I spent nearly a week in Chita before Princess Two and I could leave for Moscow. Each day spending time together playing and eating goldfish crackers at the orphanage. She knew who I was. Liked me for the most part, especially if I had goldfish crackers. But she didn’t really know me. She didn’t trust me. She couldn’t understand everything I was saying. I was just some nice lady who played with her and brought her treats. Yet that morning when I arrived to pick her up at 6am she was thrilled to see me. Even more excited to see the new clothes I brought for her to wear. But I was terrified. Not because she was finally coming home, but because I knew what the next 10-15 hours had in store.
We said our goodbyes to her care takers and stepped outside into the dark, negative 34 degrees Siberian morning. That’s when she saw the car. That’s when the crying started and didn’t stop until we reached the airport. There was no question she was now terrified too.
Given Princess Two had never been out of the orphanage, everything was new and terrifying. The car ride to the airport. Entering the airport. The crowds. She had never seen so many people in the same place. And going through security was an adventure in itself. I was fortunate to have arrived early so there weren’t too many people going though yet. While Princess Two was visibly upset she bravely held her tears when it was our turn to go through security. She let the armed security guard sit down with her while I went though the screening process. Her tears and fears were finally at ease when we sat down in the one room waiting area and I cracked open the bag of goldfish crackers. That was until we visited the bathroom. I’ve blogged about this before so I won’t repeat myself, but let’s just say it scared her for life. So much so, she still won’t visit a port-a-potty.
When it came time to board our flight into Moscow we followed the crowd outside and began the walk to the plane, which meant walking the length of a football field in negative 34 degrees. Not only was I carrying a two-year-old who looked like she was suited up to go skiing – if you’ve ever held a child in ski gear you know they just kinda slid right through your arms – but I also had on a 20 pound backpack. I was the last person in line to board the plane.
As I shifted Princess Two back and forth to help offset the weight I was carrying, a large, gruff man smoking a cigarette grabbed my arm as he blew smoke into my face. He started yelling in Russian and everyone turned to look at me.
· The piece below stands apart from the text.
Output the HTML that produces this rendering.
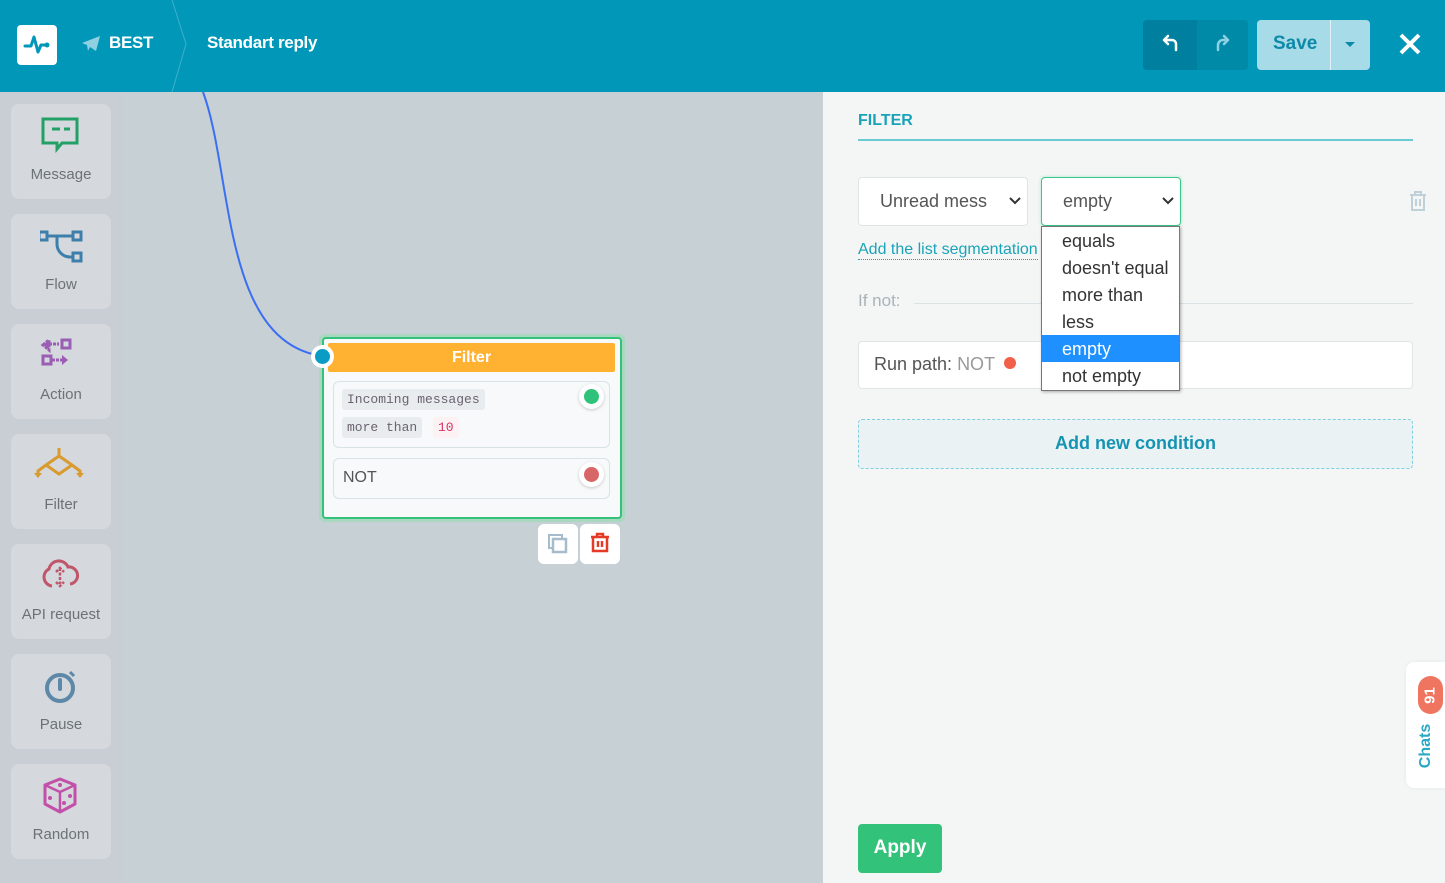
<!DOCTYPE html>
<html><head><meta charset="utf-8"><style>
*{box-sizing:border-box;margin:0;padding:0}
body{width:1445px;height:883px;overflow:hidden;font-family:"Liberation Sans",sans-serif;background:#c6d0d5;position:relative}
.hdr{position:absolute;left:0;top:0;width:1445px;height:92px;background:#0097b8}
.side{position:absolute;left:0;top:92px;width:123px;height:791px;background:#c8ced3}
.tile{position:absolute;left:11px;width:100px;height:95px;background:#d5d8dc;border-radius:8px;text-align:center;font-size:15px;color:#6b7378}
.tile svg{position:absolute;left:29px;top:12px}
.tile span{position:absolute;left:0;right:0;top:62px}
.panel{position:absolute;left:823px;top:92px;width:622px;height:791px;background:#f4f6f5}
.abs{position:absolute}
</style></head><body>
<div class="hdr">
  <div class="abs" style="left:17px;top:25px;width:40px;height:40px;background:#fff;border-radius:4px">
    <svg width="40" height="40"><path d="M8 21h6l3-9 4 15 3-7h5" fill="none" stroke="#0097b8" stroke-width="3" stroke-linejoin="round" stroke-linecap="round"/><circle cx="30" cy="20" r="2.5" fill="#0097b8"/></svg>
  </div>
  <svg class="abs" style="left:81px;top:35px" width="20" height="17"><path d="M1 8L19 1L15 16L9 12L7 16L6 10Z" fill="#8fd1e2"/></svg>
  <div class="abs" style="left:109px;top:33px;color:#fff;font-weight:bold;font-size:17px;letter-spacing:-0.3px">BEST</div>
  <svg class="abs" style="left:170px;top:0" width="20" height="92"><path d="M2 0L16 44L2 92" fill="none" stroke="#3fb0cc" stroke-width="1"/></svg>
  <div class="abs" style="left:207px;top:33px;color:#fff;font-weight:bold;font-size:17px;letter-spacing:-0.3px">Standart reply</div>
  <div class="abs" style="left:1143px;top:20px;width:54px;height:50px;background:#00809e;border-radius:4px 0 0 4px"></div>
  <div class="abs" style="left:1197px;top:20px;width:51px;height:50px;background:#008aa8;border-radius:0 4px 4px 0"></div>
  <svg class="abs" style="left:1160px;top:33px" width="20" height="20"><path d="M4 7h8a4 4 0 0 1 4 4v6M4 7l4-4M4 7l4 4" fill="none" stroke="#fff" stroke-width="2.5" stroke-linecap="round"/></svg>
  <svg class="abs" style="left:1212px;top:33px" width="20" height="20"><path d="M16 7H11a5 5 0 0 0-5 5v5M16 7l-4-4M16 7l-4 4" fill="none" stroke="#8fd1e2" stroke-width="2.5" stroke-linecap="round"/></svg>
  <div class="abs" style="left:1257px;top:20px;width:113px;height:50px;background:#a8dbe8;border-radius:4px"></div>
  <div class="abs" style="left:1330px;top:20px;width:1px;height:50px;background:#e0f2f7"></div>
  <div class="abs" style="left:1273px;top:33px;color:#0d8aa8;font-weight:bold;font-size:19px">Save</div>
  <div class="abs" style="left:1345px;top:42px;border-left:5px solid transparent;border-right:5px solid transparent;border-top:5px solid #0d8aa8"></div>
  <svg class="abs" style="left:1398px;top:32px" width="24" height="24"><path d="M3 3L21 21M21 3L3 21" stroke="#fff" stroke-width="4"/></svg>
</div>
<div class="side">
  <div class="tile" style="top:12px"><svg width="42" height="40"><path d="M3 3h34v24H22l-5 6v-6H3z" fill="none" stroke="#23a066" stroke-width="3"/><path d="M12 13h8M24 13h6" stroke="#23a066" stroke-width="3"/></svg><span>Message</span></div>
  <div class="tile" style="top:122px"><svg width="48" height="40"><rect x="-1" y="6" width="8" height="8" fill="none" stroke="#3d7fac" stroke-width="3"/><rect x="33" y="6" width="8" height="8" fill="none" stroke="#3d7fac" stroke-width="3"/><rect x="33" y="27" width="8" height="8" fill="none" stroke="#3d7fac" stroke-width="3"/><path d="M7 10h26M17 10v8a13 13 0 0 0 13 13h3" fill="none" stroke="#3d7fac" stroke-width="3"/></svg><span>Flow</span></div>
  <div class="tile" style="top:232px"><svg width="42" height="40"><path d="M3 9l6-5v10z M9 8h10" fill="#9a5fb4" stroke="#9a5fb4" stroke-width="3" stroke-dasharray="3 1"/><rect x="22" y="4" width="8" height="8" fill="none" stroke="#9a5fb4" stroke-width="3"/><rect x="3" y="20" width="8" height="8" fill="none" stroke="#9a5fb4" stroke-width="3"/><path d="M12 24h10" stroke="#9a5fb4" stroke-width="3" stroke-dasharray="3 1"/><path d="M22 19l6 5-6 5z" fill="#9a5fb4"/></svg><span>Action</span></div>
  <div class="tile" style="top:342px"><svg width="52" height="40" style="left:22px;top:14px"><path d="M26 0v8M26 8L13 17l13 9 13-9zM13 17l-8 6v4M39 17l8 6v4" fill="none" stroke="#d99a30" stroke-width="3"/><path d="M1 25h8l-4 5zM43 25h8l-4 5z" fill="#d99a30"/></svg><span>Filter</span></div>
  <div class="tile" style="top:452px"><svg width="42" height="40"><path d="M12 30a9 9 0 0 1-3-17 10 10 0 0 1 19-2 8 8 0 0 1 2 17" fill="none" stroke="#c0566a" stroke-width="3"/><path d="M20 12v16M16 16l4-4 4 4M16 26l4 4 4-4" fill="none" stroke="#c0566a" stroke-width="2.5" stroke-dasharray="3 1.5"/></svg><span>API request</span></div>
  <div class="tile" style="top:562px"><svg width="42" height="40"><circle cx="20" cy="22" r="13" fill="none" stroke="#5e88a8" stroke-width="4"/><path d="M20 14v9" stroke="#5e88a8" stroke-width="4" stroke-linecap="round"/><path d="M30 6l4 4" stroke="#5e88a8" stroke-width="3"/></svg><span>Pause</span></div>
  <div class="tile" style="top:672px"><svg width="42" height="40"><path d="M20 3l15 6v19l-15 8-15-8V9z" fill="none" stroke="#c250a8" stroke-width="3" stroke-linejoin="round"/><path d="M5 9l15 7 15-7M20 16v20" fill="none" stroke="#c250a8" stroke-width="2.5"/><circle cx="20" cy="9" r="2" fill="#c250a8"/><circle cx="10" cy="22" r="2" fill="#c250a8"/><circle cx="24" cy="27" r="2" fill="#c250a8"/><circle cx="30" cy="20" r="2" fill="#c250a8"/></svg><span>Random</span></div>
</div>
<svg class="abs" style="left:0;top:0" width="823" height="883"><path d="M203 92C232 170 222 330 312 354" fill="none" stroke="#3b6ef2" stroke-width="2"/></svg>
<div class="abs" style="left:319px;top:334px;width:306px;height:188px;border:4px solid #a8d9c0;border-radius:6px"></div>
<div class="abs" style="left:322px;top:337px;width:300px;height:182px;border:2px solid #34c27a;border-radius:4px;background:#f8f9fa"></div>
<div class="abs" style="left:328px;top:343px;width:287px;height:29px;background:#ffb232;border-radius:2px;color:#fff;font-weight:bold;font-size:16px;text-align:center;line-height:29px">Filter</div>
<div class="abs" style="left:311px;top:345px;width:23px;height:23px;border-radius:50%;background:#fff"></div>
<div class="abs" style="left:315px;top:349px;width:15px;height:15px;border-radius:50%;background:#0a9cc4"></div>
<div class="abs" style="left:333px;top:381px;width:277px;height:67px;border:1px solid #d7e3e4;border-radius:6px;background:#f8f9fa"></div>
<div class="abs" style="left:342px;top:389px;padding:0 5px;height:21px;line-height:21px;background:#e9ecef;border-radius:3px;font-family:'Liberation Mono',monospace;font-size:13px;color:#6b6270">Incoming messages</div>
<div class="abs" style="left:342px;top:417px;padding:0 5px;height:21px;line-height:21px;background:#e9ecef;border-radius:3px;font-family:'Liberation Mono',monospace;font-size:13px;color:#6b6270">more than</div>
<div class="abs" style="left:433px;top:417px;padding:0 5px;height:21px;line-height:21px;background:#fcf1f3;border-radius:3px;font-family:'Liberation Mono',monospace;font-size:13px;color:#d6336c">10</div>
<div class="abs" style="left:579px;top:384px;width:25px;height:25px;border-radius:50%;background:#fff;box-shadow:0 1px 3px rgba(0,0,0,.2)"></div>
<div class="abs" style="left:584px;top:389px;width:15px;height:15px;border-radius:50%;background:#2fc27a"></div>
<div class="abs" style="left:333px;top:458px;width:277px;height:41px;border:1px solid #d7e3e4;border-radius:6px;background:#f8f9fa;font-size:16px;color:#555;padding:10px 0 0 9px">NOT</div>
<div class="abs" style="left:579px;top:462px;width:25px;height:25px;border-radius:50%;background:#fff;box-shadow:0 1px 3px rgba(0,0,0,.2)"></div>
<div class="abs" style="left:584px;top:467px;width:15px;height:15px;border-radius:50%;background:#d86666"></div>
<div class="abs" style="left:538px;top:524px;width:40px;height:40px;background:#fff;border-radius:6px"><svg width="40" height="40"><rect x="11" y="11" width="13" height="13" fill="none" stroke="#a6bccb" stroke-width="2"/><rect x="15" y="15" width="13" height="13" fill="#fff" stroke="#a6bccb" stroke-width="2.5"/></svg></div>
<div class="abs" style="left:580px;top:524px;width:40px;height:40px;background:#fff;border-radius:6px"><svg width="40" height="40"><path d="M11 13h18M17 13v-3h6v3M13 13v14h14V13M18 17v6M22 17v6" fill="none" stroke="#e53b26" stroke-width="2.5"/></svg></div>

<div class="panel">
  <div class="abs" style="left:35px;top:20px;color:#1aa3b8;font-weight:bold;font-size:16px">FILTER</div>
  <div class="abs" style="left:35px;top:47px;width:555px;height:2px;background:#6ccbd2"></div>
  <div class="abs" style="left:35px;top:85px;width:170px;height:49px;background:#fff;border:1px solid #e0e4e4;border-radius:4px;font-size:18px;color:#555;padding:13px 0 0 21px">Unread mess</div>
  <svg class="abs" style="left:186px;top:104px" width="12" height="10"><path d="M1 2l5 5 5-5" fill="none" stroke="#333" stroke-width="2"/></svg>
  <div class="abs" style="left:218px;top:85px;width:140px;height:49px;background:#fff;border:1px solid #3cc88a;border-radius:4px;font-size:18px;color:#555;padding:13px 0 0 21px;box-shadow:0 0 3px rgba(60,200,138,.4)">empty</div>
  <svg class="abs" style="left:339px;top:104px" width="12" height="10"><path d="M1 2l5 5 5-5" fill="none" stroke="#333" stroke-width="2"/></svg>
  <svg class="abs" style="left:585px;top:98px" width="20" height="22"><path d="M2 5h16M7 5V2h6v3M4 5v15h12V5M8 9v7M12 9v7" fill="none" stroke="#bfd0d8" stroke-width="2"/></svg>
  <div class="abs" style="left:35px;top:148px;font-size:16px;color:#1aa3b8;border-bottom:1px dotted #1aa3b8;line-height:19px">Add the list segmentation</div>
  <div class="abs" style="left:35px;top:199px;font-size:17px;color:#a9b3b8">If not:</div>
  <div class="abs" style="left:91px;top:211px;width:499px;height:1px;background:#dbe2e4"></div>
  <div class="abs" style="left:35px;top:249px;width:555px;height:48px;background:#fff;border:1px solid #e0e4e4;border-radius:4px;font-size:18px;color:#555;padding:12px 0 0 15px">Run path: <span style="color:#999">NOT</span></div>
  <div class="abs" style="left:181px;top:265px;width:12px;height:12px;border-radius:50%;background:#f2604a"></div>
  <div class="abs" style="left:218px;top:134px;width:139px;height:165px;background:#fff;border:1px solid #777;box-shadow:1px 1px 3px rgba(0,0,0,.3);font-size:18px;color:#333">
    <div style="height:27px;line-height:29px;padding-left:20px">equals</div>
    <div style="height:27px;line-height:29px;padding-left:20px">doesn't equal</div>
    <div style="height:27px;line-height:29px;padding-left:20px">more than</div>
    <div style="height:27px;line-height:29px;padding-left:20px">less</div>
    <div style="height:27px;line-height:29px;padding-left:20px;background:#1e90ff;color:#fff">empty</div>
    <div style="height:27px;line-height:29px;padding-left:20px">not empty</div>
  </div>
  <div class="abs" style="left:35px;top:327px;width:555px;height:50px;background:#eaf2f4;border:1px dashed #7fcfe0;border-radius:4px;text-align:center;line-height:47px;color:#1593b2;font-weight:bold;font-size:18px">Add new condition</div>
  <div class="abs" style="left:35px;top:732px;width:84px;height:49px;background:#33c27a;border-radius:4px;color:#fff;font-weight:bold;font-size:19px;text-align:center;line-height:47px">Apply</div>
  <div class="abs" style="left:583px;top:570px;width:45px;height:126px;background:#fff;border-radius:8px;box-shadow:0 0 4px rgba(0,0,0,.06)"></div>
  <div class="abs" style="left:595px;top:584px;width:25px;height:38px;background:#f07560;border-radius:13px"></div>
  <div class="abs" style="left:594px;top:595px;width:26px;color:#fff;font-weight:bold;font-size:15px;transform:rotate(-90deg);text-align:center">91</div>
  <div class="abs" style="left:578px;top:645px;width:50px;color:#2aa8c4;font-weight:bold;font-size:16px;transform:rotate(-90deg);text-align:center">Chats</div>
</div>
</body></html>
I had know idea what was going on. I froze.
We had been told not to talk about our “business” in Russia since international adoptions were a political button for some. It was best to just not say anything. So when the man grabbed me and started yelling, all those things we had been warned about that had become fears went racing through my head. Were they going to let me board? Were we going to be able to leave? Were they going to take her away? Did I have my translators phone number programed in my phone? Where the hell was my phone?!?
The next thing I knew he was gently pushing me forward and the crowd parted ways to let us board first.
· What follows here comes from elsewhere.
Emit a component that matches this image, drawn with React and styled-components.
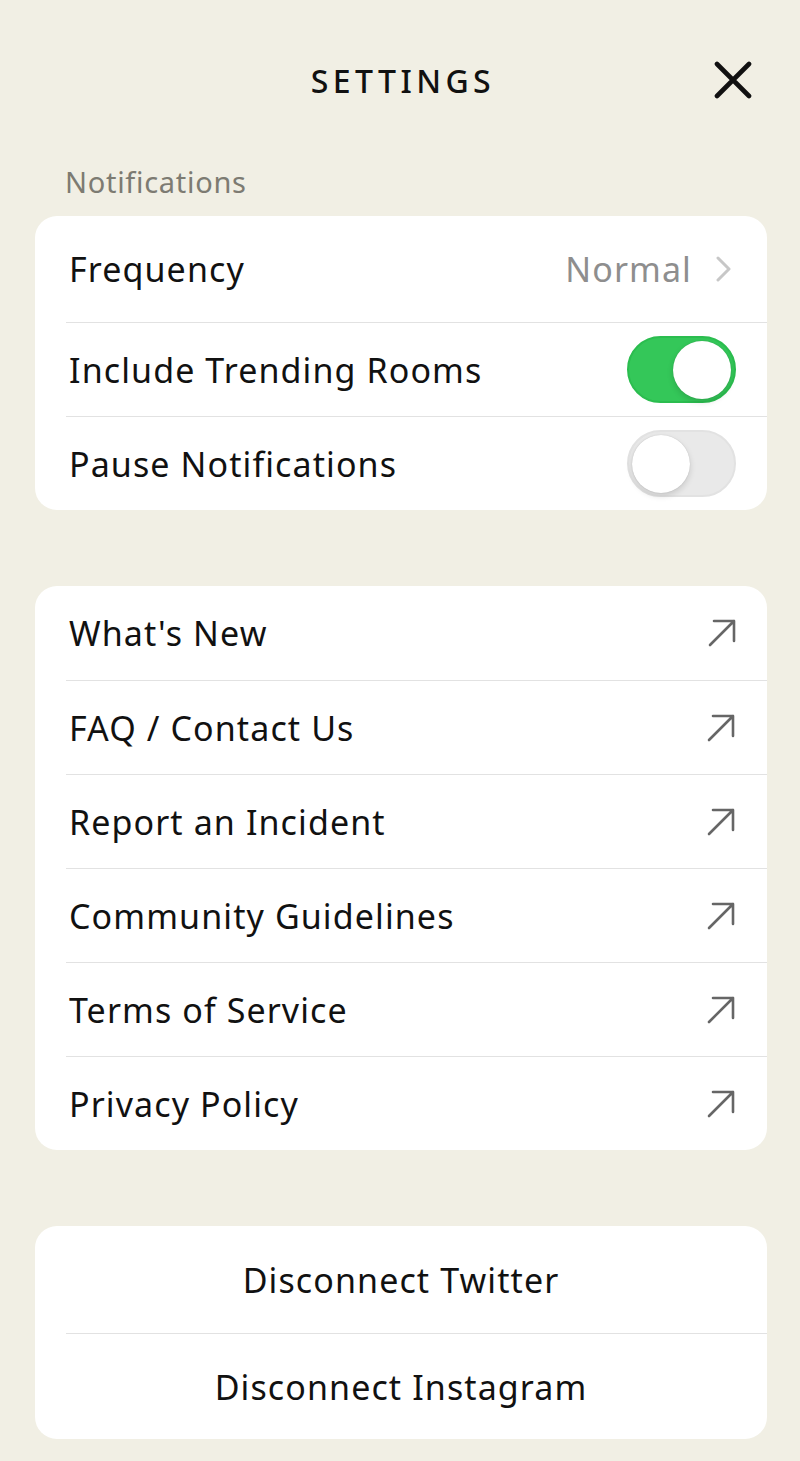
import React from "react";
import styled, { createGlobalStyle } from "styled-components";

const GlobalStyle = createGlobalStyle`
  html, body {
    margin: 0;
    padding: 0;
    background: #f1efe4;
  }
  body {
    font-family: "Noto Sans", "Lato", sans-serif;
    -webkit-font-smoothing: antialiased;
  }
`;

const Page = styled.div`
  min-height: 1461px;
  padding: 0 33px 20px 35px;
  background: #f1efe4;
  box-sizing: border-box;
`;

const Header = styled.div`
  height: 160px;
  display: grid;
  grid-template-columns: 1fr auto 1fr;
  align-items: center;
`;

const Title = styled.h1`
  grid-column: 2;
  margin: 0 0 0 4px;
  font-size: 32px;
  font-weight: 500;
  letter-spacing: 4.4px;
  color: #111;
`;

const CloseButton = styled.button`
  grid-column: 3;
  justify-self: end;
  margin-right: 14px;
  width: 40px;
  height: 40px;
  border: 0;
  padding: 0;
  background: none;
  display: flex;
  align-items: center;
  justify-content: center;
  cursor: pointer;
`;

const SectionLabel = styled.div`
  margin: 4px 0 16px 30px;
  line-height: 36px;
  font-size: 29px;
  letter-spacing: 0.7px;
  color: #7d7b72;
`;

const Card = styled.div`
  background: #fff;
  border-radius: 22px;
  overflow: hidden;
  margin-bottom: ${p => p.$gap || 0}px;
`;

const Row = styled.div`
  height: ${p => p.$h || 94}px;
  margin-left: 31px;
  padding: 0 ${p => p.$pr || 30}px 0 3px;
  display: flex;
  align-items: center;
  justify-content: ${p => (p.$center ? "center" : "space-between")};
  box-sizing: border-box;
  & + & {
    border-top: 1.5px solid #e2e2e2;
  }
  ${p => p.$center && "margin-left: 0; padding: 0; & + & { margin-left: 31px; padding-right: 31px; }"}
`;

const Label = styled.span`
  font-size: 34px;
  letter-spacing: 1.1px;
  color: #111;
`;

const Value = styled.div`
  display: flex;
  align-items: center;
  gap: 24px;
  font-size: 34px;
  letter-spacing: 1.1px;
  color: #8e8e8e;
`;

const Toggle = styled.div`
  flex-shrink: 0;
  width: 109px;
  height: 67px;
  border-radius: 34px;
  box-sizing: border-box;
  padding: 3px;
  display: flex;
  justify-content: ${p => (p.$on ? "flex-end" : "flex-start")};
  background: ${p => (p.$on ? "#34c759" : "#e9e9e9")};
  border: 2px solid ${p => (p.$on ? "#2bbd4f" : "#e2e2e2")};
`;

const Knob = styled.div`
  width: 58px;
  height: 58px;
  border-radius: 50%;
  background: #fff;
  box-shadow: 0 3px 6px rgba(0, 0, 0, 0.14), 0 0 1px rgba(0, 0, 0, 0.2);
  margin-top: -0.5px;
`;

const Chevron = () => (
  <svg width="16" height="26" viewBox="0 0 16 26">
    <path d="M2 2 L13 13 L2 24" fill="none" stroke="#c7c7c7" strokeWidth="3" strokeLinecap="round" strokeLinejoin="round" />
  </svg>
);

const Arrow = () => (
  <svg width="30" height="30" viewBox="0 0 30 30">
    <path d="M3 27 L27 3 M7 3 H27 V23" fill="none" stroke="#666" strokeWidth="2.6" strokeLinecap="round" strokeLinejoin="round" />
  </svg>
);

const links = [
  "What's New",
  "FAQ / Contact Us",
  "Report an Incident",
  "Community Guidelines",
  "Terms of Service",
  "Privacy Policy",
];

export default function App() {
  return (
    <Page>
      <GlobalStyle />
      <Header>
        <Title>SETTINGS</Title>
        <CloseButton aria-label="Close">
          <svg width="38" height="38" viewBox="0 0 38 38">
            <path d="M3 3 L35 35 M35 3 L3 35" stroke="#111" strokeWidth="4.6" strokeLinecap="round" />
          </svg>
        </CloseButton>
      </Header>

      <SectionLabel>Notifications</SectionLabel>
      <Card $gap={76}>
        <Row $h={106} $pr={35}>
          <Label>Frequency</Label>
          <Value>
            Normal
            <Chevron />
          </Value>
        </Row>
        <Row $pr={25}>
          <Label>Include Trending Rooms</Label>
          <Toggle $on>
            <Knob />
          </Toggle>
        </Row>
        <Row $pr={25}>
          <Label>Pause Notifications</Label>
          <Toggle>
            <Knob />
          </Toggle>
        </Row>
      </Card>

      <Card $gap={76}>
        {links.map(l => (
          <Row key={l}>
            <Label>{l}</Label>
            <Arrow />
          </Row>
        ))}
      </Card>

      <Card>
        <Row $h={107} $center>
          <Label>Disconnect Twitter</Label>
        </Row>
        <Row $h={106} $center>
          <Label>Disconnect Instagram</Label>
        </Row>
      </Card>
    </Page>
  );
}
Once we got settled into our seats we started the seven-hour flight into Moscow on a tiny, turbulent plane. Princess Two sat in my lap the entire flight eating goldfish crackers, cheeses and all the sweets the flight attendants could bring. We didn’t watch a movie. We didn’t color. We didn’t read books or play any games. We sat together and spoke in our broken Russian and English. We just were. Amazingly enough, that was beyond ok for this busy little two-year-old.
When the plane landed the next phase of the journey began – getting from the plane to the bus to the terminal. Remember, for a little person who has never seen a bus, getting on one was not an easy task. I think we laid on the floor of the bus for the entire 10 minute ride to the terminal. Her crying and me trying not to. And the escalator. Enough said. I simply cannot describe the looks of udder bewilderment we got from people as we laid on the floor of the bus and as I tried to coax her onto the escalator.
All the tears that had bravely been held back on the plane, all came out and then some. From her. I was still bravely holding mine back.
When I arrived at the hotel in Moscow after having gone through the last 12-hour journey, I felt like I conquered the world. I knew I could anything. I knew “we” could do anything.
Now when I think back on how hard that trip was I feel an overwhelming sense of pride and accomplishment that I did it. When we travel with the girls now and things start to get difficult I look back on this experience and take a breath and remember “we” can conquer anything.
What’s your proudest accomplishment you have achieved while traveling?